Obama raised $3 million Wednesday in online contributions, according to fundraisers and campaign officials, one of the largest sums of the campaign. The Obama camp raised $27 million online in January alone.

Facing this juggernaut, Clinton disclosed the $5 million loan, made from her personal funds in late January. She also asked supporters Wednesday to donate $3 million over three days — which would roughly double the recent rate of giving to her campaign — as a way to show momentum against Obama.

In a sign that her campaign was short on money, advisers said some staff members were forgoing pay in February, including the campaign manager, Patti Solis Doyle, a move first reported by the Time magazine blog The Page.

Clinton advisers — who said Clinton was willing to contribute more money if necessary — cited several factors for the loan: the high expenses in the coming weeks, especially in Ohio and Texas, and a desire not to be outspent by Obama on television. The Clinton campaign will have advertisements starting today in Louisiana, Maine, Nebraska and Washington. The Obama camp, meanwhile, is advertising in all of the upcoming states and just went on the air in Wisconsin.

Some Clinton advisers also acknowledged fatigue among her donors, who have been ongoing targets of fundraising solicitation since early 2006 when her Senate re-election race began.

Clinton, at her news conference, said she also was sending a signal that she believed “very strongly” in her candidacy and was willing to put her wealth on the line.

“My opponent was able to raise more money, and we intended to be competitive,” she said. “I think the results last night proved the wisdom of my investment.”

The Clintons have made a fortune since President Clinton left office in 2001, mostly from book deals and his speeches, and are estimated to be worth from $10 million to $50 million. The recent end of Bill Clinton’s investment partnership with the billionaire Ron Burkle is expected to yield many millions more.

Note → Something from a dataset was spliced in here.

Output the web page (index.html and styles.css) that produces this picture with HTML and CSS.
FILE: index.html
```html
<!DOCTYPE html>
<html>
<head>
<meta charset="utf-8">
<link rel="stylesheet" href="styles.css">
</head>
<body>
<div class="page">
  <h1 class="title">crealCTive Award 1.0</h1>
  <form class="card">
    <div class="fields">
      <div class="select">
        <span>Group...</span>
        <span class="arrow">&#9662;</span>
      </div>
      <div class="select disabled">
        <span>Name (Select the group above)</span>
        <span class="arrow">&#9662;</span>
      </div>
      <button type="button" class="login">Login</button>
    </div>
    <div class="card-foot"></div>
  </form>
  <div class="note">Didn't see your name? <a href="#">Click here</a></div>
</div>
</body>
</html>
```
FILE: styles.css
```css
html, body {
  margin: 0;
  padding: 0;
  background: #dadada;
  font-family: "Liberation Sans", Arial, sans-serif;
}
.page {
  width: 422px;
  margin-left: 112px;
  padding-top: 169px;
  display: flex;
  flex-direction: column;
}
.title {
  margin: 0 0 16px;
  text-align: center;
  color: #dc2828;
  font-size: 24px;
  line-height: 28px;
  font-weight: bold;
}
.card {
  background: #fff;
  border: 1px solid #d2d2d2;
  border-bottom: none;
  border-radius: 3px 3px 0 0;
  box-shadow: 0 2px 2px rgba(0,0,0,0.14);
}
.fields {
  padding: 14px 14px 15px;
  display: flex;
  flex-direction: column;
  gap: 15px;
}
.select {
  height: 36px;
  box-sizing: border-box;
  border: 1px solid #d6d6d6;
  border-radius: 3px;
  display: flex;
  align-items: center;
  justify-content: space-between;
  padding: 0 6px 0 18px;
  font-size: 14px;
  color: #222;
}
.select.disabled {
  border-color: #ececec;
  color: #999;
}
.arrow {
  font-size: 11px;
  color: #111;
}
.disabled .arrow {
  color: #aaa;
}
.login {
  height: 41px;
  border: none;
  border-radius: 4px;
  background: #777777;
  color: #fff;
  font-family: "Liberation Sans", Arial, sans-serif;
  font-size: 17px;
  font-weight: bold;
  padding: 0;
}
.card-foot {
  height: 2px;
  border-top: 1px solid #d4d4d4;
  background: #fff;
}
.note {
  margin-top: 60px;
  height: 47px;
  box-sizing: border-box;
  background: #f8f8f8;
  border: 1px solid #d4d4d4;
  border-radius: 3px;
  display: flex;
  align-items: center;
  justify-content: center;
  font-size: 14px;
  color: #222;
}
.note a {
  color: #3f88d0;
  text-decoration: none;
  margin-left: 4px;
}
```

At his news conference, Obama also rejected calls by Clinton advisers and some Democrats for more televised debates; the Clinton camp had proposed one debate a week through March 4.

“I don’t think anybody is clamoring for more debates,” Obama said. “We’ve had 18 debates so far.”

Obama added that he would agree to at least one debate, but noted, “It’s very important for me to spend time with voters.”

Obama won 13 states to Clinton’s eight Tuesday (New Mexico was still undecided late Wednesday), with both winning some important states. He narrowly carried Missouri, a bellwether in presidential general elections, as well as Georgia, Minnesota and Connecticut — in Clinton’s backyard. She won the delegate prize of the night, California, as well as Arizona, New Jersey and Massachusetts — a state where Obama had strong support from the Democratic leadership, most notably from Sen. Edward Kennedy.

Going forward, both campaigns acknowledged the fight was even more intense for pledged delegates — those won in a state primary or caucus — and superdelegates, who can pick for themselves and sometimes change their minds over time.

Beyond the superdelegates, Clinton advisers said they also were keenly aware that they would benefit if delegates from Michigan and Florida were counted at the Democratic convention in August. Clinton won both, but the states were stripped of their delegates after they unilaterally moved up their primary dates to January. Obama even removed his name from the ballot in Michigan.